(Collection entries)
%%

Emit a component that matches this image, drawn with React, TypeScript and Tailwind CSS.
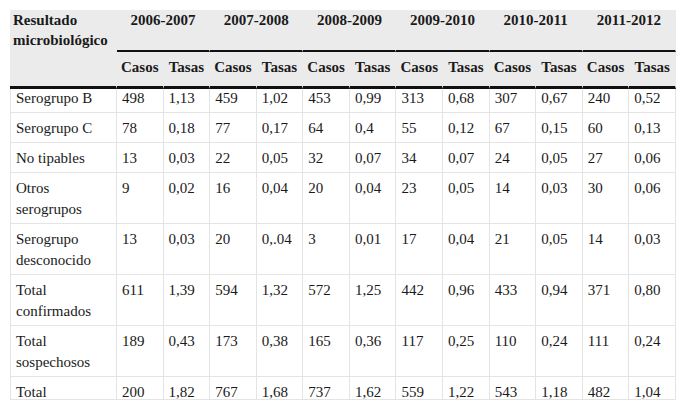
const years = ["2006-2007", "2007-2008", "2008-2009", "2009-2010", "2010-2011", "2011-2012"];

const rows: string[][] = [
  ["Serogrupo B", "498", "1,13", "459", "1,02", "453", "0,99", "313", "0,68", "307", "0,67", "240", "0,52"],
  ["Serogrupo C", "78", "0,18", "77", "0,17", "64", "0,4", "55", "0,12", "67", "0,15", "60", "0,13"],
  ["No tipables", "13", "0,03", "22", "0,05", "32", "0,07", "34", "0,07", "24", "0,05", "27", "0,06"],
  ["Otros serogrupos", "9", "0,02", "16", "0,04", "20", "0,04", "23", "0,05", "14", "0,03", "30", "0,06"],
  ["Serogrupo desconocido", "13", "0,03", "20", "0,.04", "3", "0,01", "17", "0,04", "21", "0,05", "14", "0,03"],
  ["Total confirmados", "611", "1,39", "594", "1,32", "572", "1,25", "442", "0,96", "433", "0,94", "371", "0,80"],
  ["Total sospechosos", "189", "0,43", "173", "0,38", "165", "0,36", "117", "0,25", "110", "0,24", "111", "0,24"],
  ["Total", "200", "1,82", "767", "1,68", "737", "1,62", "559", "1,22", "543", "1,18", "482", "1,04"],
];

export default function App() {
  return (
    <div className="min-h-[411px] bg-white pt-[10px] pl-[10px] font-['Liberation_Serif','Times_New_Roman',serif]">
      <div className="w-[666px] h-[390px] overflow-hidden border-b border-[#e4e4e4]">
        <table className="w-[666px] table-fixed border-separate border-spacing-0 text-[15px] text-[#1a1a1a] font-['Liberation_Serif','Times_New_Roman',serif]">
          <colgroup>
            <col className="w-[107px]" />
            {Array.from({ length: 12 }).map((_, i) => (
              <col key={i} />
            ))}
          </colgroup>
          <thead className="bg-[#ebebeb]">
            <tr>
              <th className="text-left align-top font-bold leading-[20px] pl-[3px] pt-0 border-r border-[#ebebeb]">
                Resultado microbiológico
              </th>
              {years.map((y) => (
                <th
                  key={y}
                  colSpan={2}
                  className="text-center align-top font-bold leading-[20px] pt-0 pb-[20px] border-r border-r-[#ebebeb] border-b-2 border-b-[#111]"
                >
                  {y}
                </th>
              ))}
            </tr>
            <tr>
              <th className="border-r border-r-[#ebebeb] border-b-[3px] border-b-[#111]"></th>
              {years.flatMap((y) => [
                <th key={y + "c"} className="text-center align-top font-bold leading-[20px] pt-[5px] pb-[9px] border-r border-r-[#ebebeb] border-b-[3px] border-b-[#111]">
                  Casos
                </th>,
                <th key={y + "t"} className="text-center align-top font-bold leading-[20px] pt-[5px] pb-[9px] border-r border-r-[#ebebeb] border-b-[3px] border-b-[#111]">
                  Tasas
                </th>,
              ])}
            </tr>
          </thead>
          <tbody>
            {rows.map((r, ri) => (
              <tr key={r[0]}>
                {r.map((c, i) => (
                  <td
                    key={i}
                    className={`align-top pl-[5px] border-b border-r border-[#e4e4e4] ${
                      ri === 0 ? "leading-[19px] pt-0 pb-[4px]" : "leading-[21px] pt-[5px] pb-[3px]"
                    } ${i === 0 ? "border-l pr-[4px]" : ""}`}
                  >
                    {c}
                  </td>
                ))}
              </tr>
            ))}
          </tbody>
        </table>
      </div>
    </div>
  );
}
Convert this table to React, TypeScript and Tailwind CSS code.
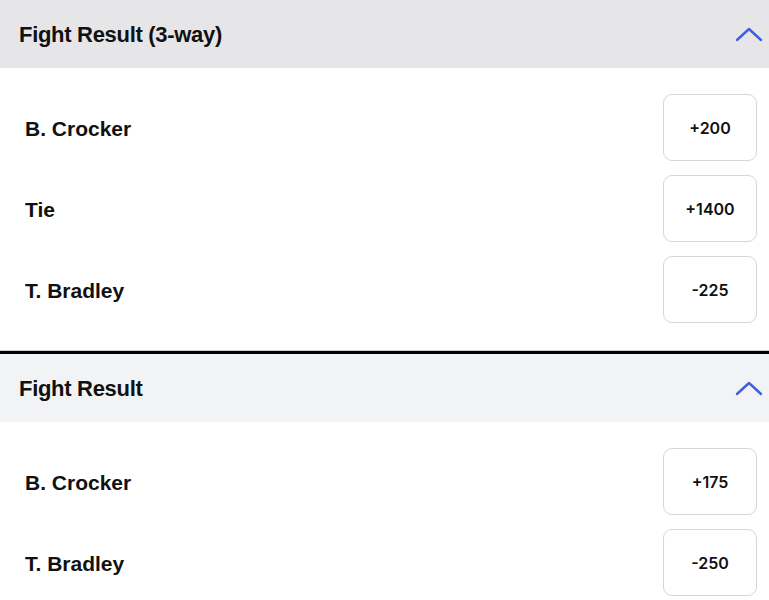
import React from "react";

type Row = { name: string; odds: string };

function Chevron() {
  return (
    <svg width="28" height="16" viewBox="0 0 28 16" fill="none">
      <path d="M2 14 L14 3 L26 14" stroke="#3f5ee0" strokeWidth="2.4" strokeLinecap="round" strokeLinejoin="round" />
    </svg>
  );
}

function Section({ title, rows, headerBg }: { title: string; rows: Row[]; headerBg: string }) {
  return (
    <div>
      <div className={`h-[68px] flex items-center justify-between pl-[19px] pr-[6px] ${headerBg}`}>
        <span className="text-[22px] font-bold text-[#111] tracking-[-0.3px]" style={{ fontFamily: '"Liberation Sans", Arial, sans-serif' }}>
          {title}
        </span>
        <Chevron />
      </div>
      <div className="bg-white pt-[26px] pb-[27px] flex flex-col gap-[14px]">
        {rows.map((r) => (
          <div key={r.name} className="flex items-center justify-between pl-[25px] pr-[12px]">
            <span className="text-[21px] font-bold text-[#111] pt-[2px]" style={{ fontFamily: '"Liberation Sans", Arial, sans-serif' }}>
              {r.name}
            </span>
            <div className="w-[94px] h-[67px] rounded-[9px] border border-[#d6d6d6] flex items-center justify-center">
              <span className="text-[16px] font-semibold text-[#111]" style={{ fontFamily: 'Inter, "Liberation Sans", sans-serif' }}>
                {r.odds}
              </span>
            </div>
          </div>
        ))}
      </div>
    </div>
  );
}

export default function App() {
  return (
    <div className="w-[769px] h-[600px] overflow-hidden bg-white">
      <Section
        title="Fight Result (3-way)"
        headerBg="bg-[#e6e6e8]"
        rows={[
          { name: "B. Crocker", odds: "+200" },
          { name: "Tie", odds: "+1400" },
          { name: "T. Bradley", odds: "-225" },
        ]}
      />
      <div className="h-px bg-[#cfcfcf]" />
      <div className="h-[3px] bg-black" />
      <Section
        title="Fight Result"
        headerBg="bg-[#f2f3f5]"
        rows={[
          { name: "B. Crocker", odds: "+175" },
          { name: "T. Bradley", odds: "-250" },
        ]}
      />
    </div>
  );
}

%%

» **Problem details**: Nothing in the entries above should change when they are printed again, except that the pictures are dropped.

» **Written answer**:
Emit a component that matches this image, drawn with React, TypeScript and Tailwind CSS.
const years = ["2006-2007", "2007-2008", "2008-2009", "2009-2010", "2010-2011", "2011-2012"];

const rows: string[][] = [
  ["Serogrupo B", "498", "1,13", "459", "1,02", "453", "0,99", "313", "0,68", "307", "0,67", "240", "0,52"],
  ["Serogrupo C", "78", "0,18", "77", "0,17", "64", "0,4", "55", "0,12", "67", "0,15", "60", "0,13"],
  ["No tipables", "13", "0,03", "22", "0,05", "32", "0,07", "34", "0,07", "24", "0,05", "27", "0,06"],
  ["Otros serogrupos", "9", "0,02", "16", "0,04", "20", "0,04", "23", "0,05", "14", "0,03", "30", "0,06"],
  ["Serogrupo desconocido", "13", "0,03", "20", "0,.04", "3", "0,01", "17", "0,04", "21", "0,05", "14", "0,03"],
  ["Total confirmados", "611", "1,39", "594", "1,32", "572", "1,25", "442", "0,96", "433", "0,94", "371", "0,80"],
  ["Total sospechosos", "189", "0,43", "173", "0,38", "165", "0,36", "117", "0,25", "110", "0,24", "111", "0,24"],
  ["Total", "200", "1,82", "767", "1,68", "737", "1,62", "559", "1,22", "543", "1,18", "482", "1,04"],
];

export default function App() {
  return (
    <div className="min-h-[411px] bg-white pt-[10px] pl-[10px] font-['Liberation_Serif','Times_New_Roman',serif]">
      <div className="w-[666px] h-[390px] overflow-hidden border-b border-[#e4e4e4]">
        <table className="w-[666px] table-fixed border-separate border-spacing-0 text-[15px] text-[#1a1a1a] font-['Liberation_Serif','Times_New_Roman',serif]">
          <colgroup>
            <col className="w-[107px]" />
            {Array.from({ length: 12 }).map((_, i) => (
              <col key={i} />
            ))}
          </colgroup>
          <thead className="bg-[#ebebeb]">
            <tr>
              <th className="text-left align-top font-bold leading-[20px] pl-[3px] pt-0 border-r border-[#ebebeb]">
                Resultado microbiológico
              </th>
              {years.map((y) => (
                <th
                  key={y}
                  colSpan={2}
                  className="text-center align-top font-bold leading-[20px] pt-0 pb-[20px] border-r border-r-[#ebebeb] border-b-2 border-b-[#111]"
                >
                  {y}
                </th>
              ))}
            </tr>
            <tr>
              <th className="border-r border-r-[#ebebeb] border-b-[3px] border-b-[#111]"></th>
              {years.flatMap((y) => [
                <th key={y + "c"} className="text-center align-top font-bold leading-[20px] pt-[5px] pb-[9px] border-r border-r-[#ebebeb] border-b-[3px] border-b-[#111]">
                  Casos
                </th>,
                <th key={y + "t"} className="text-center align-top font-bold leading-[20px] pt-[5px] pb-[9px] border-r border-r-[#ebebeb] border-b-[3px] border-b-[#111]">
                  Tasas
                </th>,
              ])}
            </tr>
          </thead>
          <tbody>
            {rows.map((r, ri) => (
              <tr key={r[0]}>
                {r.map((c, i) => (
                  <td
                    key={i}
                    className={`align-top pl-[5px] border-b border-r border-[#e4e4e4] ${
                      ri === 0 ? "leading-[19px] pt-0 pb-[4px]" : "leading-[21px] pt-[5px] pb-[3px]"
                    } ${i === 0 ? "border-l pr-[4px]" : ""}`}
                  >
                    {c}
                  </td>
                ))}
              </tr>
            ))}
          </tbody>
        </table>
      </div>
    </div>
  );
}
Convert this table to React, TypeScript and Tailwind CSS code.
import React from "react";

type Row = { name: string; odds: string };

function Chevron() {
  return (
    <svg width="28" height="16" viewBox="0 0 28 16" fill="none">
      <path d="M2 14 L14 3 L26 14" stroke="#3f5ee0" strokeWidth="2.4" strokeLinecap="round" strokeLinejoin="round" />
    </svg>
  );
}

function Section({ title, rows, headerBg }: { title: string; rows: Row[]; headerBg: string }) {
  return (
    <div>
      <div className={`h-[68px] flex items-center justify-between pl-[19px] pr-[6px] ${headerBg}`}>
        <span className="text-[22px] font-bold text-[#111] tracking-[-0.3px]" style={{ fontFamily: '"Liberation Sans", Arial, sans-serif' }}>
          {title}
        </span>
        <Chevron />
      </div>
      <div className="bg-white pt-[26px] pb-[27px] flex flex-col gap-[14px]">
        {rows.map((r) => (
          <div key={r.name} className="flex items-center justify-between pl-[25px] pr-[12px]">
            <span className="text-[21px] font-bold text-[#111] pt-[2px]" style={{ fontFamily: '"Liberation Sans", Arial, sans-serif' }}>
              {r.name}
            </span>
            <div className="w-[94px] h-[67px] rounded-[9px] border border-[#d6d6d6] flex items-center justify-center">
              <span className="text-[16px] font-semibold text-[#111]" style={{ fontFamily: 'Inter, "Liberation Sans", sans-serif' }}>
                {r.odds}
              </span>
            </div>
          </div>
        ))}
      </div>
    </div>
  );
}

export default function App() {
  return (
    <div className="w-[769px] h-[600px] overflow-hidden bg-white">
      <Section
        title="Fight Result (3-way)"
        headerBg="bg-[#e6e6e8]"
        rows={[
          { name: "B. Crocker", odds: "+200" },
          { name: "Tie", odds: "+1400" },
          { name: "T. Bradley", odds: "-225" },
        ]}
      />
      <div className="h-px bg-[#cfcfcf]" />
      <div className="h-[3px] bg-black" />
      <Section
        title="Fight Result"
        headerBg="bg-[#f2f3f5]"
        rows={[
          { name: "B. Crocker", odds: "+175" },
          { name: "T. Bradley", odds: "-250" },
        ]}
      />
    </div>
  );
}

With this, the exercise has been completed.